Menurut saya, Yusi berusaha meracik buku ini se-aduhai mungkin, untuk para pembacanya agar bisa menikmati dengan tenang dan penuh gelak tawa. Seperti peracik-peracik kopi, yang membuat kopi dengan hatinya, untuk memuaskan penikmatnya. Penulis “Gila”yang satu ini-lah yang membuat saya seperti orang yang jiwanya terganggu. Tertawa dengan tulisan-tulisannya.
Bagian pertama, dari buku ini berjudul “Cara-Cara Mati yang Kurang Aduhai” Untuk orang normal, jika mendengar tentang hukuman mati. Pasti sangat mengerikan. Ada yang pro dan juga kontra. Namun, di satu sisi Yusi menafsirkan hukuman mati dengan cara yang berbeda. Entah Yusi melihat dari berita tahanan hukuman mati Stanley Baker, Jr atau tidak. Stanley adalah tahanan hukuman mati yang paling lapar sedunia. Dan Yusi membuat cerita “Cara-Cara Mati yang Kurang Aduhai” mirip dengan perilaku Stanley.

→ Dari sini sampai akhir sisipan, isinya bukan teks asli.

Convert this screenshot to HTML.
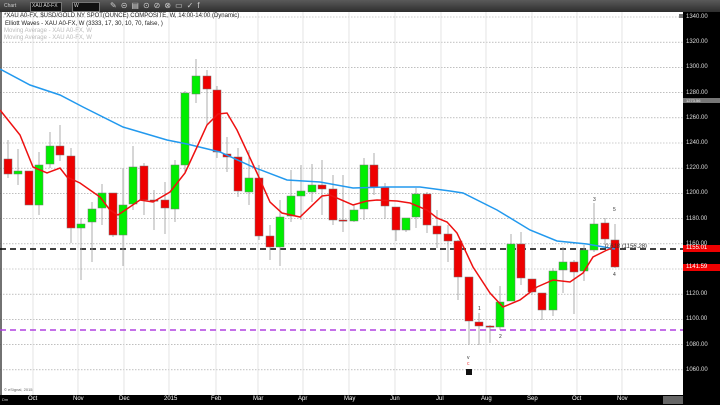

Bagian yang paling aduhai menurut saya adalah cerita “Sebelum Peluncuran” yang terdapat pada halaman 28. Begini ceritanya, seorang penulis, baru dikabarkan oleh penerbit. Jika novel yang dikirimnya, akan diterbitkan dua bulan lagi. Awalnya, penulis ini jika melihat sosok sastrawan yang diminta penerbit untuk berfoto dengan telanjang baju, pasti tertawa. Karena berpikiran, jika sastrawan itu tampak loyo dan seperti orang penyakitan. Tapi lama-kelamaan Ia berpikir untuk mendaftarkan diri ke tempat kebugaran. Karena masalahnya pada bagian tubuh yang kurang aduhai itu, Ia mendaftarkan diri. Namun, sudah hampir satu bulan, badannya tetap saja seperti itu. Tidak kencang seperti yang Ia inginkan. Akhirnya, salah seorang pemilik tempat kebugaran itu, mengajak ke ruangannya. Untuk memberi sebuah ramuan yang membuat badan terlihat kencang dalam satu hari. Namun, setelah mendengan racikan dari ramuan itu. Penulis ini sudah semaput.
Ending yang kontemplatif ini, yang membuat Yusi semakin aduhai untuk diperbincangkan. Namun, sangat disayangkan. Entah saya yang tidak terlalu baik saat merawatnya, atau memang kertasnya yang begitu buruk. Baru saja satu bulan, setelah saya baca dan saya taruh di rak. Kertas buku ini sudah menguning seperti orang yang terlalu sering merokok dan jari-jari mereka menguning.
Semoga saja Yusi Avianto Pareanom terus membuat tulisan-tulisan yang aduhai seperti ini. Namun tetap diperhatikan dengan kondisi buku. Baik kertas, maupun bentuk tulisan.

1 komentar:

  1. Gaya penulisan resensi yang sangat menarik, walapun di bagian wal tidak diperinci tentang buku yang diresensi seperti, Judul Buku, Nama Pengarang, ISBN, dll. akan tetapi resentator mampu menutupi itu semua dengan penjelasan resensi yang simpel dan menarik. Tambahannya dari saya, dalam resensinya resentator menjelaskan bahwa ada satu tulisan yang berjudul "Laki-Laki di Ujung Jalan" yang berbeda dengan tulisan yang lainnya. Alangkah baiknya resentator sedikit menjelaskan tentang tulisan dimaksudnya tersebut.